What To Know When You're In Love With the Colleague Next Door
SMITH BRAIN TRUST – Romantic relationships can be complicated. Office romances, even more so. But they do happen. According to a survey from job site Vault.com, some 58 percent of workers say they've been involved in an office romance. So, if you find yourself in a romantic situation with a colleague, how should you handle it?
Jennifer Carson Marr, assistant professor of management and organization at the University of Maryland’s Smith School, has the answer. Marr literally wrote the book on romantic relationships at work – or, more accurately, the chapter on it. Here’s what she had to say.
It’s a reality that people are going to date at the office
Marr: In decades past, you may have stayed in your job for most of your career. The implications of a romantic relationship or even a failed romantic relationship may have had a bigger impact on your career. So employees often hid their relationships. Today, as the line between personal and professional blur, dating at work is becoming less taboo. People are moving between companies more. So there’s a greater chance of professional rebound if things don’t work out. Nevertheless, it’s important to consider your company’s culture and norms around romantic relationships. Although office romances may be prevalent, they’re often stigmatized.
Always remain professional at work
Marr: My research suggests it’s critical to think through what you disclose to other people. It’s important to always appear professional to your team. But what “professional” looks like depends on organizational culture. Before your romantic relationship begins, carefully weigh the consequences of others knowing about your relationship. Ask if it will impact your career. Ask if you’re willing to accept that risk. And get ready to live with the decision you make.
View it from the HR lens
Marr: Your human resources team may have a policy about disclosure of relationships at work. In some cases, you must report a romantic relationship with a coworker. This is frequently true if your relationship has a power dynamic. For example, a romantic relationship may qualify as a conflict of interest if it involves a subordinate, manager or vendor. No matter the case, it’s important to read your organization’s guidelines on the topic. Locate them in your employee handbook or on the company intranet.

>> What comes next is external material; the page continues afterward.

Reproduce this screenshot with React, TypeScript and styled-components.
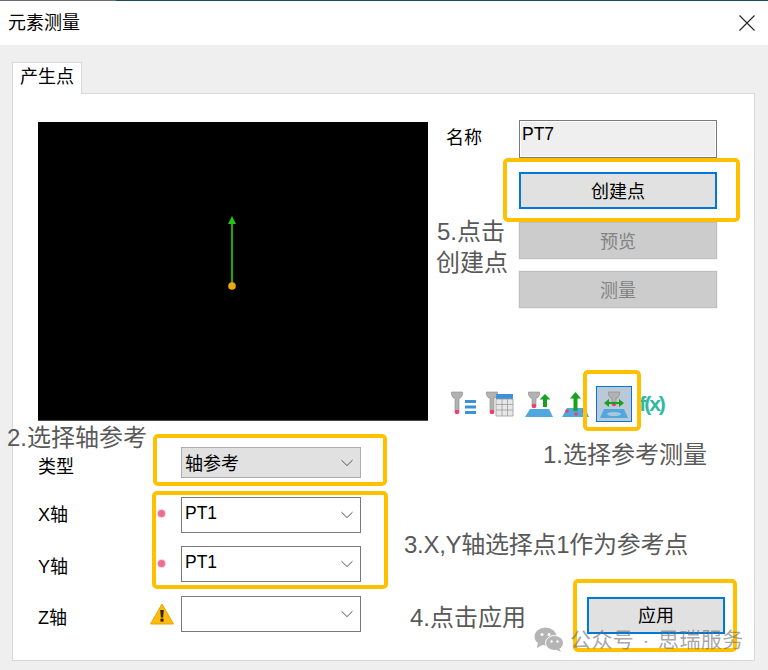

If your relationship creates an uneven playing field at the office, human resources may get more directly involved. At larger organizations, HR may change reporting relationships to ensure transparency and fairness. At smaller organizations, the opportunity to rearrange teams may not be available. If that’s the case, a romantic relationship could have a bigger career impact. Again, be sure to consider those consequences before you begin.
Advice for managers and executives
Marr: Team leaders need to think about two things: themselves and the dynamics on their teams.
If you sense a budding relationship on your team, remember that intraoffice romances are not uncommon. Work is where individuals spend a lot of time, so it makes sense that someone could meet a future spouse. Remember that relationships aren’t simply disruptions or bureaucratic headaches – they can be positive. At their best, they enhance morale and productivity. As a manager, the most important thing is that you deal with relationships on your team positively and proactively. Do this rather than taking a punitive approach, which can backfire, or rather than taking no action, which can lead to problems down the road.
If you’re a manager who is considering a romantic relationship at work for yourself, start by weighing the consequences. Think about what happens if the relationship ends. And, if your organization permits the relationship you’re considering, define clear boundaries to appear professional at all times. Also think about the type of behavior you are modeling. Contemplate what a romantic relationship says about favoritism, interpersonal priorities and fairness on the team.